China’s Meituan to Allow CBDC Payments

China, Meituan

China’s food delivery service Meituan has become the latest tech firm to let customers use central bank digital currency (CBDC) payments.

As CoinTelegraph reported Friday (Jan. 28), users can link their Meituan app to a digital wallet to pay for daily services like cabs, hotel reservations and meals in restaurant. The company saw 660 million transacting customers last year, giving the Chinese government yet another chance to test its digital currency on a wider scale.

The past few months have seen tech giants like WeChat and JD.com allow their customers to make payments with the digital yuan, or e-CNY.

Read more: China’s Digital Yuan Captures $8.3B in Payments Over 6 Months

China has spent the last two years testing the digital yuan, offering it first to government employees before expanding it to the populations of entire cities. In 2020, China launched a CBDC trial in cities that included Suzhou, Shenzhen, Chengdu and Xiong’an.

The People’s Bank of China (PBOC), the country’s central bank, has since begun allowing the general public in 10 Chinese cities to download a pilot version of the digital yuan app.

Prior to allowing the general public to download the digital yuan app, the central bank’s initial pilots were open to users selected by lottery in certain cities for designated time periods.

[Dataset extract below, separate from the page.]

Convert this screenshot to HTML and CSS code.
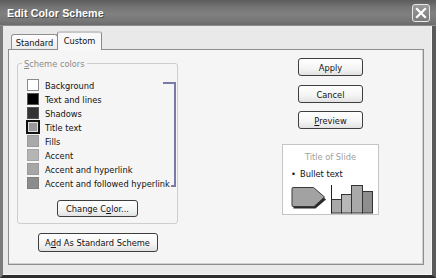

Earlier this month, the PBOC announced that digital yuan trials captured $8.3 billion of the country’s payment markets over the last six months and $13.6 billion in the last two years.

And the number of e-CNY users in the country rose at a faster pace than the transaction volume, with 261 million users by the end of 2021, a 240.13 million increase from the end of June.

Read more: China to Use Olympics to Test Digital Yuan

The country will also begin testing the digital yuan at next month’s Winter Olympics in Beijing, offering the e-CNY to athletes and spectators alike.

All of this puts China at the front of the pack in the race among the world’s larger economies to launch a CDBC. Many countries have begun developing a digital currency, but just a few have reached the pilot phase, including France, South Korea and Switzerland. The U.S., meanwhile, is still studying the pros and cons of developing its own digital currency.